2. What is the true reason, deep down, that you believe what you believe? What piece of evidence, test, or line of reasoning would convince you that you’re wrong about your ideology?
The underlying basis of my ideology is the recognition of entrenched, unjust power structures and the desire to dismantle them. The interlinked systems of race, class, gender, heteronormativity and ableism create hierarchies everywhere we turn and create a society characterised by domination and violence. It is our duty to dismantle these systems, to liberate ourselves and our fellow human beings (and ultimately animals as well).
Since the enlightenment progress has been made in recognising and dismantling these power structures and achieving formal legal equality, but they are too entrenched to be eliminated simply getting rid of explicitly discriminatory laws and hoping for the best. The myth of the level playing field only serves to disguise the reality of privilege. Hierarchies of domination and exploitation permeate our culture, our language and our social organisation. In order to dismantle them we must be critical of the state, but also of the way we speak, the media we consume, and the way we conduct ourselves. This, to me, is the essence of ‘social justice’.
If I could be convinced that these systematic injustices didn’t exist, or that they were changing on their own without the need for active criticism, or that attempts to change them were doing more harm than good, I would stop fighting for social justice.
3. Explain Gamergate.
Gamergate is a reactionary social movement opposed to the increasing visibility of subaltern groups in geek culture. Ostensibly focused on collusion between game developers and journalists, the rhetoric and targets of the movement betray it’s true nature.
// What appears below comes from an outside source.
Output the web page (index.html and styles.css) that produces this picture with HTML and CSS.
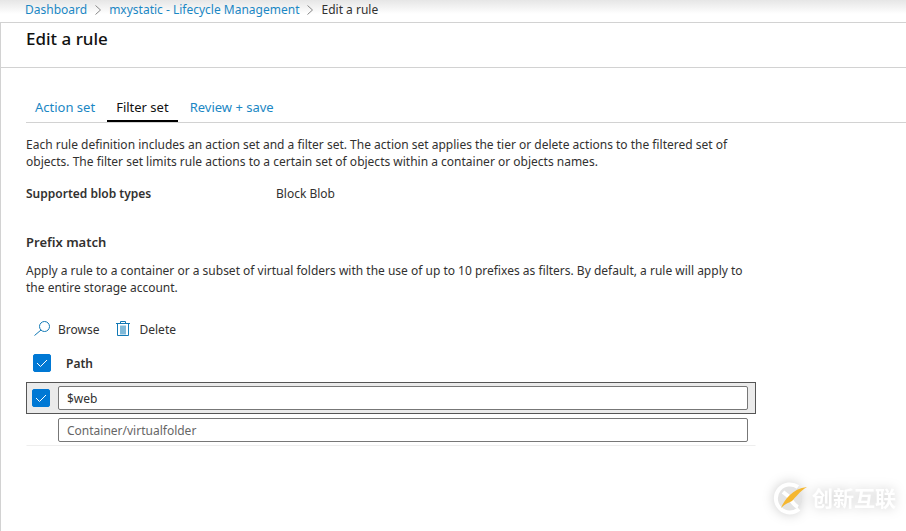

Although the term was coined by Adam Baldwin to refer to the ‘Quinnspiracy’ surrounding Zoe Quinn and her alleged trading of sexual favours for favourable reviews, the movement really began in the opposition to Anita Sarkeesian’s ‘Tropes Against Women’ kickstarter., which aimed to apply cultural criticism to videogames in the same way it has been applied to other forms of media. Many of the same people who opposed Sarkeesian are at the center of Gamergate, and the movement finds it almost impossible not to target her.
There are three general groups within Gamergate as it exists now: Unreflective reactionaries and the alt-right. Unreflective reactionaries are the largest group. Mostly white men, they sense that their identity as gamers is somehow threatened but they do not have a detailed ideology to explain why. They sense that they are being scolded and looked down on by feminist critics and game journalists and are uncomfortable that games in styles they dislike (artsy indies, twine games and walking simulators for example) are being praised by those critics while games they do like are criticised for thing that seem unimportant or illusionary. In order to rationalise this discomfort they frame their distaste as a principled ethical opposition to collusion between games developers and games journalists, but when pressed or within the gamergate bubble on reddit or 8chan they reveal that the real target of their ire is feminism – this is also apparent in their choice of targets (Zoey Quin, Randi Harper, Brianna Wu, Anita Sarkeesian and Leigh Alexander). They are not necessarily malicious or particularly right-wing and they might identify as left leaning or even feminist (although their favourite feminist is usually Christina Hoff Summers)
The second group, the alt-right, are only interested in games and gaming incidentally. Their aim is to use Gamergaters as footsoldiers in a culture war. They are fond of elaborate theories linking games developers and critics to the Frankfurt School and the conspiracy of international Jewry to undermine western civilisation. Their leaders include Milo Yiannopoulis and Weev (Andrew Auernheimer) and they like to hang around /pol on 4chan.